How does a Brushless DC Motor work?

The brushless DC motor consists of a motor body and a driver and is a typical mechatronic product. A brushless motor refers to a motor without brushes and commutators (or collector rings), also known as a commutator-free motor. The brushless DC motor (BLDC) replaces the mechanical commutator with an electronic commutator, so the brushless DC motor not only has the characteristics of good speed regulation performance of the DC motor, but also has the characteristics of the simple structure of the AC motor, no commutation sparks, and reliable operation and the advantages of easy maintenance.

Brushless DC motors

A BLDC motor controller regulates the speed and torque of the motor; it can also start, stop, and reverse its rotation. To understand the working principles of the controller, let us start first with the construction of a brushless motor. Its major components comprise:

  • an armature or rotor made of permanent and in many cases neodymium magnets;
  • a stator with windings that create a magnetic field when energized.
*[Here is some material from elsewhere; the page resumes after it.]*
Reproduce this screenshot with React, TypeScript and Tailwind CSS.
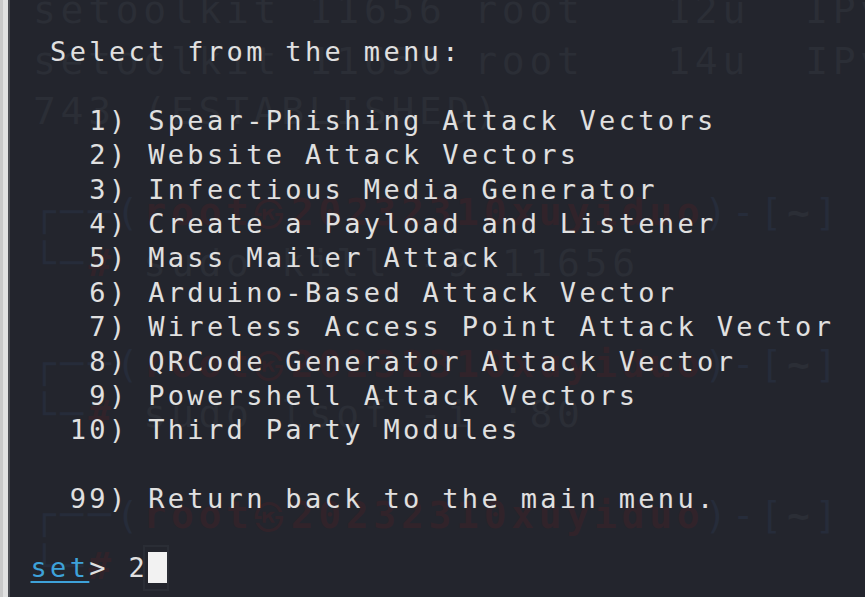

The rotor’s magnets and stator’s windings provide the rotation of the motor. They attract each other with opposite poles and repel each other with the same poles. A similar process takes place in a brushed DC motor. The essential difference is in the method of switching the current applied to the wire windings. 

In a BLDC motor, this is a mechanical process triggered by a commutator with brushes. In a BLDC motor, it happens electronically with the help of transistor switches.

Major components of bldc motor

A BLDC motor controller detects the position of the rotor either by using sensors (for example, a Hall-effect sensor) or senselessly. The sensors measure the rotor’s position and send out this data. The controller receives the information and enables the transistors to switch the current and energize the required winding of the stator at the right time.

The stator of a BLDC motor is the coil-wound armature and the rotor is the permanent magnet. If only a fixed DC current is passed to the motor, the motor can only generate a constant magnetic field, and the motor cannot rotate. Only the position of the motor rotor can be detected in real-time, and then the corresponding current is supplied to the different phases of the motor according to the position of the rotor so that The stator generates a rotating magnetic field whose direction changes uniformly, and the motor can rotate with the magnetic field.